## Directive
Search the listing below for the word "with" and copy each line that holds it.

## Given records
^^^^
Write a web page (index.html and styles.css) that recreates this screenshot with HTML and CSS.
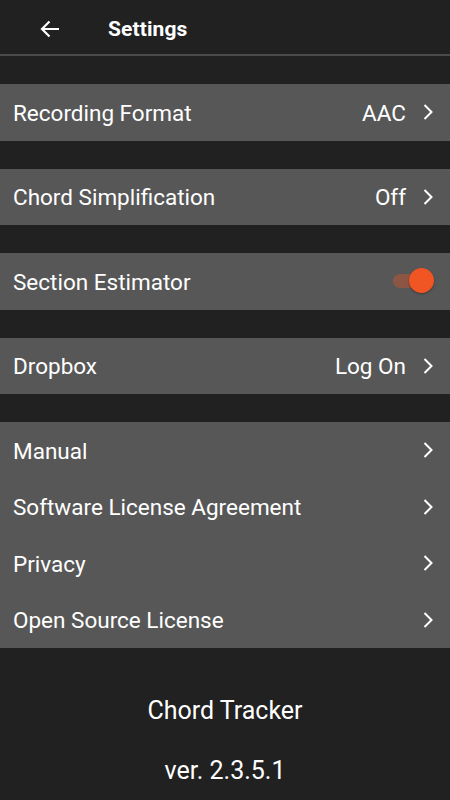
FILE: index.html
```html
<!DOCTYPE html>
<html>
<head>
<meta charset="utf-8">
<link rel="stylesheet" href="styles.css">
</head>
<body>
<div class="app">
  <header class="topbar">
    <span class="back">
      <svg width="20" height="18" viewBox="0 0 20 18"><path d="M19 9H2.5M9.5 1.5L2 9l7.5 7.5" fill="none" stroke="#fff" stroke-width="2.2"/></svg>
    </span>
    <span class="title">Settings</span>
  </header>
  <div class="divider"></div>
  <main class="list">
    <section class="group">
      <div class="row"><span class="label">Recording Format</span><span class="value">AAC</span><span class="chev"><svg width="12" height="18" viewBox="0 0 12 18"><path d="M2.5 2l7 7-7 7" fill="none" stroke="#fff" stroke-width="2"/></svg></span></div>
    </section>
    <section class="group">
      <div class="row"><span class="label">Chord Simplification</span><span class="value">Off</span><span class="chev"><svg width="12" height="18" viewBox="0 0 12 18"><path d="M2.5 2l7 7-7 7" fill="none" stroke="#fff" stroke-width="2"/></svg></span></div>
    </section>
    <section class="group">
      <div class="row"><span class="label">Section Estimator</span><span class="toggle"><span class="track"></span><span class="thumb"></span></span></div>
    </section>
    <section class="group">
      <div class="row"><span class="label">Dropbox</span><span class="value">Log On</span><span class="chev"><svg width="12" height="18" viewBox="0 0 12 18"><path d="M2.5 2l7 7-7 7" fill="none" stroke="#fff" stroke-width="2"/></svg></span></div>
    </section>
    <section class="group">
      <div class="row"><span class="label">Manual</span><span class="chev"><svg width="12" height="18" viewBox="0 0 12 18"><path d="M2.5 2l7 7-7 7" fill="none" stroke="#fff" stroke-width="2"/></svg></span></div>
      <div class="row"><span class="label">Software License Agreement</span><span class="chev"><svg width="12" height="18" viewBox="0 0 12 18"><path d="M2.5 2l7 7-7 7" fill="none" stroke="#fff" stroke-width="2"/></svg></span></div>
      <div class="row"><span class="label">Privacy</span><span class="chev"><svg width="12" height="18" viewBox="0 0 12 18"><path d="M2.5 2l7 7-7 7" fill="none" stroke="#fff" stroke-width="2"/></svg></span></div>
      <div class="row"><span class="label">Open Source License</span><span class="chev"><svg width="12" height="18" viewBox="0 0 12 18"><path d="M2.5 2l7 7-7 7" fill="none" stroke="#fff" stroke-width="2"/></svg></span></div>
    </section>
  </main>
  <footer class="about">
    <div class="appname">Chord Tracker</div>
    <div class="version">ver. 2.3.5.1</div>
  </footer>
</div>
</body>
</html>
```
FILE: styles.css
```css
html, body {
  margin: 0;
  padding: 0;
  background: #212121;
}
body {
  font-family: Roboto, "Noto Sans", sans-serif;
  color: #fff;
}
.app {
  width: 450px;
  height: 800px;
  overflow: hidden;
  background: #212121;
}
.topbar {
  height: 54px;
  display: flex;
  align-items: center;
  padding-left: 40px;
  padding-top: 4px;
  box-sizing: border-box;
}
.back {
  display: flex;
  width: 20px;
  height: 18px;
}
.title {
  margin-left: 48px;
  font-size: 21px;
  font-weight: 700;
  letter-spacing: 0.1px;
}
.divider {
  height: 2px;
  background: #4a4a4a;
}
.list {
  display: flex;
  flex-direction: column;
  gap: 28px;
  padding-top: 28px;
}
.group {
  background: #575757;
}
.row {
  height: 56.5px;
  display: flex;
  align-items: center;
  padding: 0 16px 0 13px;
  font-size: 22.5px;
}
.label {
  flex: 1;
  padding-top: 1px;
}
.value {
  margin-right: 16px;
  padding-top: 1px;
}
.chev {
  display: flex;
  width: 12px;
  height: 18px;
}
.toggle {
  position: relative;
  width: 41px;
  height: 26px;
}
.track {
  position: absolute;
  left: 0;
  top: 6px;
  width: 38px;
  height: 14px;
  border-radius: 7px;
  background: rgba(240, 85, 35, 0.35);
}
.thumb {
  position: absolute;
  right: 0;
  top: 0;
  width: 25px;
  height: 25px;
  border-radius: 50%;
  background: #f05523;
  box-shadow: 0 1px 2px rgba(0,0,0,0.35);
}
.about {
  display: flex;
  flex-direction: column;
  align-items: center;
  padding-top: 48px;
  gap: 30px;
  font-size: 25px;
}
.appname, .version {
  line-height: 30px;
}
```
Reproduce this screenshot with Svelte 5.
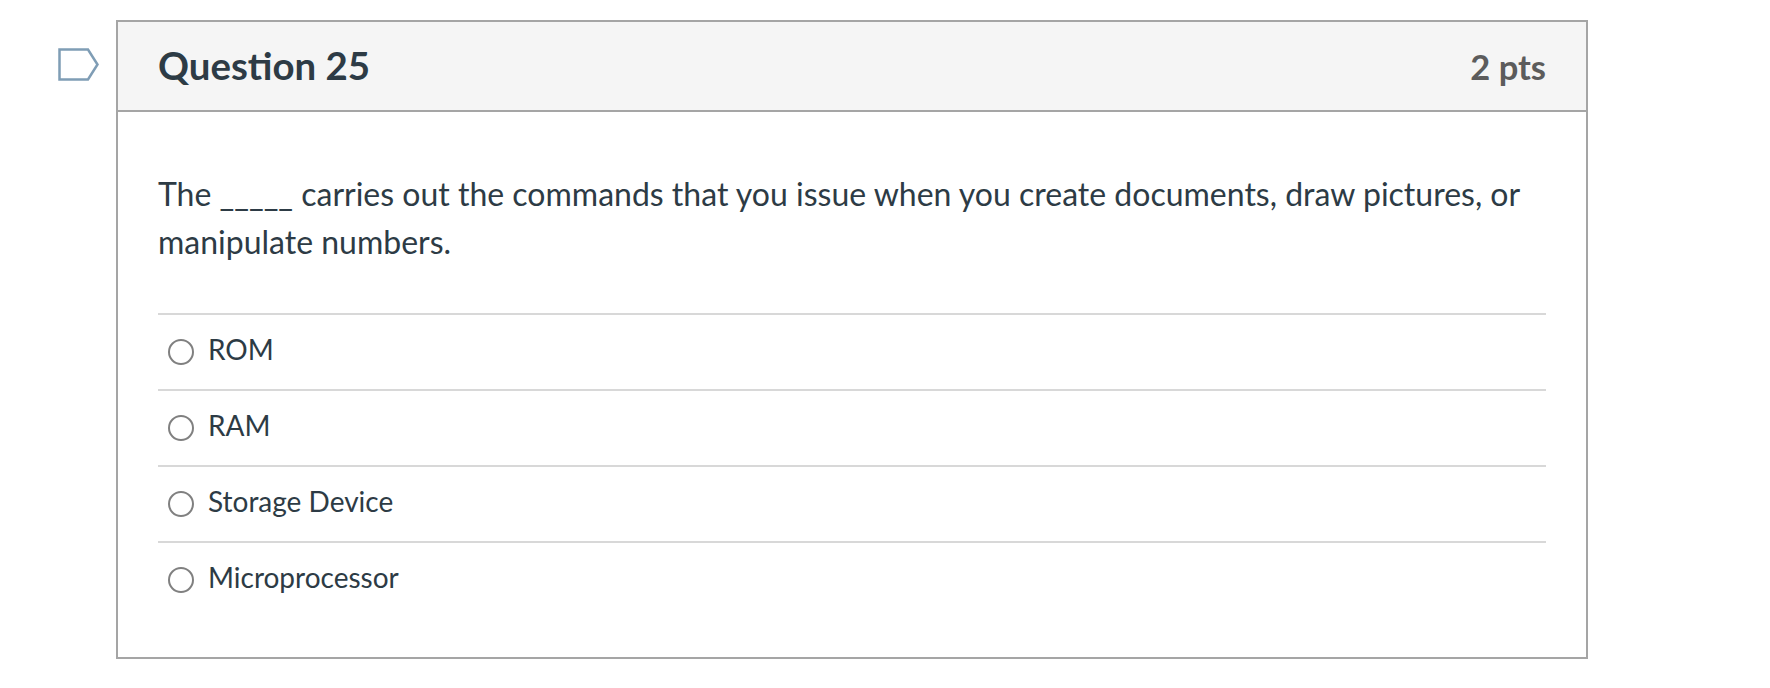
^^^^
## Result for this task
Write a web page (index.html and styles.css) that recreates this screenshot with HTML and CSS.
Reproduce this screenshot with Svelte 5.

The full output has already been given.